The final lines pivot entirely: “You’re really sipping / When your glass is always empty.” This closing aphorism functions like a Zen koan—contradictory, paradoxical, and open-ended. The act of sipping suggests fulfillment, enjoyment, or consumption. Yet if the glass is always empty, then what is being sipped? Is this a meditation on spiritual emptiness—where true experience comes not from possession but from lack? Or is it a comment on the insatiability of human desire—where one keeps seeking, even when there is nothing left to take?

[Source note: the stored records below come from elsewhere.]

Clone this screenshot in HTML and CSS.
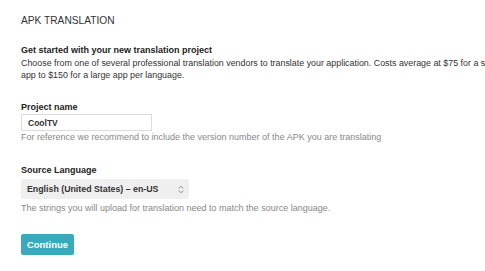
FILE: index.html
```html
<!DOCTYPE html>
<html lang="en">
<head>
    <meta charset="UTF-8">
    <title>APK Translation</title>
    <link rel="stylesheet" href="styles.css">
</head>
<body>
    <div class="page">
        <h1 class="title">APK TRANSLATION</h1>

        <div class="intro">
            <h2 class="intro-title">Get started with your new translation project</h2>
            <p class="intro-text">Choose from one of several professional translation vendors to translate your application. Costs average at $75 for a small app to $150 for a large app per language.</p>
        </div>

        <div class="field field-name">
            <label class="field-label" for="project-name">Project name</label>
            <input class="text-input" id="project-name" type="text" value="CoolTV">
            <div class="hint">For reference we recommend to include the version number of the APK you are translating</div>
        </div>

        <div class="field field-lang">
            <label class="field-label" for="source-lang">Source Language</label>
            <div class="select">
                <span id="source-lang">English (United States) &ndash; en-US</span>
                <svg class="select-arrows" width="6" height="9" viewBox="0 0 6 9">
                    <path d="M0.8 3.4 L3 1.2 L5.2 3.4 M0.8 5.6 L3 7.8 L5.2 5.6" fill="none" stroke="#888" stroke-width="1"/>
                </svg>
            </div>
            <div class="hint">The strings you will upload for translation need to match the source language.</div>
        </div>

        <button class="btn-continue">Continue</button>
    </div>
</body>
</html>
```

FILE: styles.css
```css
html, body {
    overflow: hidden;
}
body {
    margin: 0;
    background: #fff;
    font-family: 'Liberation Sans', Arial, sans-serif;
    color: #222;
}
.page {
    width: 496px;
    padding: 14px 0 0 21px;
}
.title {
    margin: 0;
    font-size: 10.2px;
    font-weight: normal;
    line-height: 14px;
    color: #333;
}
.intro {
    margin-top: 16px;
}
.intro-title {
    margin: 0;
    font-size: 9px;
    line-height: 13px;
    font-weight: bold;
}
.intro-text {
    margin: 0;
    font-size: 8.9px;
    line-height: 12px;
    color: #333;
}
.field-name {
    margin-top: 20px;
}
.field-lang {
    margin-top: 21px;
}
.field-label {
    display: block;
    font-size: 9px;
    line-height: 13px;
    font-weight: bold;
}
.text-input {
    display: block;
    box-sizing: border-box;
    width: 131px;
    height: 17px;
    margin: 0;
    padding: 0 6px;
    border: 1px solid #dcdcdc;
    font-family: inherit;
    font-size: 8.5px;
    font-weight: bold;
    color: #333;
}
.hint {
    font-size: 9px;
    line-height: 12px;
    color: #888;
}
.select {
    display: flex;
    align-items: center;
    justify-content: space-between;
    box-sizing: border-box;
    width: 168px;
    height: 20px;
    margin: 2px 0 3px;
    padding: 0 5px 0 6px;
    background: #efefef;
    border-radius: 2px;
    font-size: 8.8px;
    font-weight: bold;
    color: #333;
}
.btn-continue {
    display: block;
    margin-top: 20px;
    width: 53px;
    height: 21px;
    padding: 0;
    border: none;
    border-radius: 2px;
    background: #39aabe;
    color: #fff;
    font-family: inherit;
    font-size: 9.5px;
    font-weight: bold;
}
```
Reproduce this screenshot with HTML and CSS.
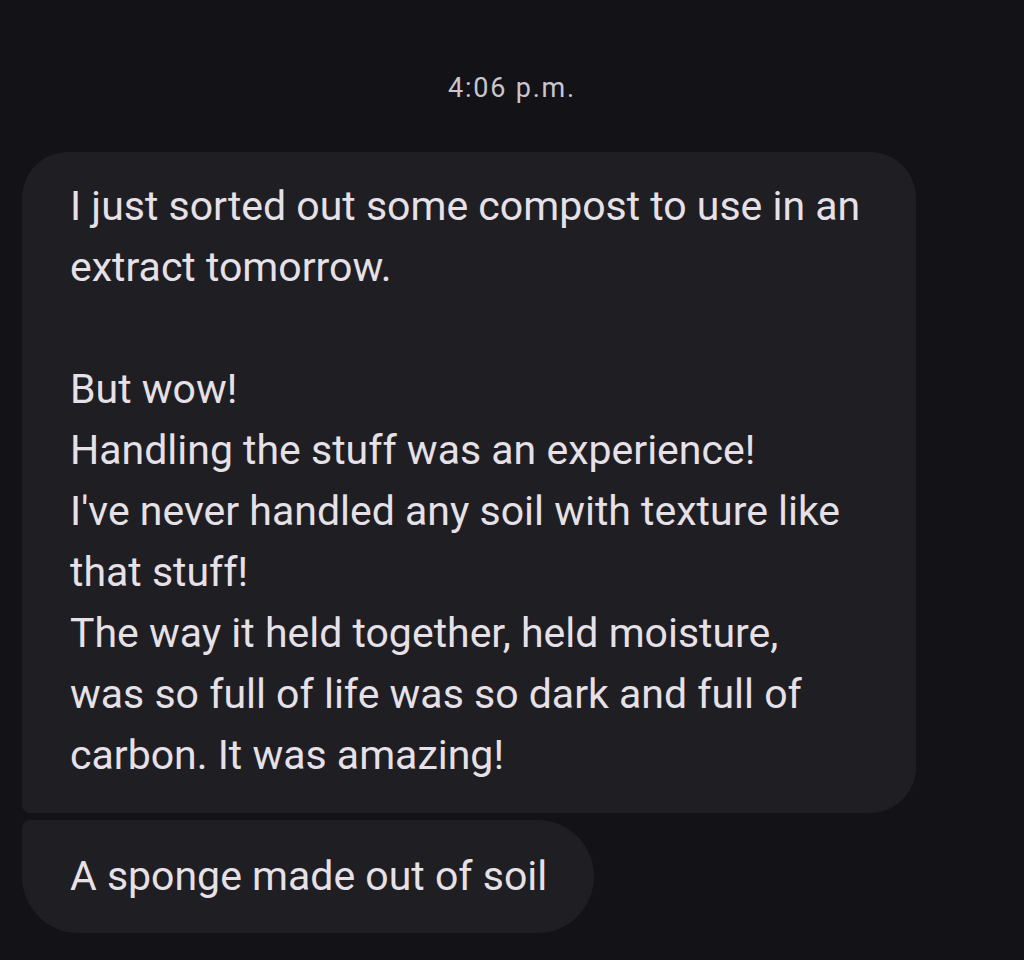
FILE: index.html
```html
<!DOCTYPE html>
<html lang="en">
<head>
<meta charset="utf-8">
<title>Messages</title>
<link rel="stylesheet" href="styles.css">
</head>
<body>
<main class="thread">
  <div class="timestamp">4:06 p.m.</div>
  <div class="group">
    <div class="bubble bubble-first">I just sorted out some compost to use in an<br>extract tomorrow.<br><br>But wow!<br>Handling the stuff was an experience!<br>I've never handled any soil with texture like<br>that stuff!<br>The way it held together, held moisture,<br>was so full of life was so dark and full of<br>carbon. It was amazing!</div>
    <div class="bubble bubble-last">A sponge made out of soil</div>
  </div>
</main>
</body>
</html>
```

FILE: styles.css
```css
html, body {
  margin: 0;
  padding: 0;
  background: #131217;
}
body {
  width: 1024px;
  height: 960px;
  overflow: hidden;
  font-family: Roboto, "Noto Sans", sans-serif;
  color: #e6e1e8;
}
.thread {
  display: flex;
  flex-direction: column;
  padding: 70px 0 0 22px;
}
.timestamp {
  align-self: center;
  margin-left: -22px;
  font-size: 27px;
  letter-spacing: 1.8px;
  line-height: 36px;
  color: #c9c5cd;
  margin-bottom: 46px;
}
.group {
  display: flex;
  flex-direction: column;
  align-items: flex-start;
  gap: 7px;
}
.bubble {
  background: #1f1e23;
  font-size: 41px;
  line-height: 61px;
  padding: 24px 48px 27px 48px;
  white-space: nowrap;
}
.bubble-first {
  width: 798px;
  border-radius: 46px 46px 46px 8px;
}
.bubble-last {
  padding: 26px 47px 26px 48px;
  border-radius: 8px 57px 57px 57px;
}
```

This final turn distances the poem from Christian parable and places it in the realm of Beat philosophy, where absence, negation, and paradox are central themes. Kerouac’s "empty glass" may recall Buddhist notions of emptiness (shunyata), where attachment to things—including knowledge and desire—leads to suffering. By saying that true sipping happens when the glass is always empty, he suggests that true engagement with life (or spirituality) is not about grasping but about letting go. This echoes the Buddhist idea that wisdom comes from recognizing the inherent void of all things.

"Something Serious for Al Gelpi" is a poem that resists clear interpretation. It presents a Jesus who is not the compassionate redeemer but an impatient, almost wrathful figure. The tree, like the severed ear, is unready—yet readiness does not save it. The final image, of sipping from an empty glass, refuses resolution, instead inviting contemplation. In blending Christian parable with Beat mysticism, Kerouac creates a poem that feels like both a warning and a revelation—one that suggests the limits of power, the inevitability of imperfection, and the strange, fleeting nature of fulfillment.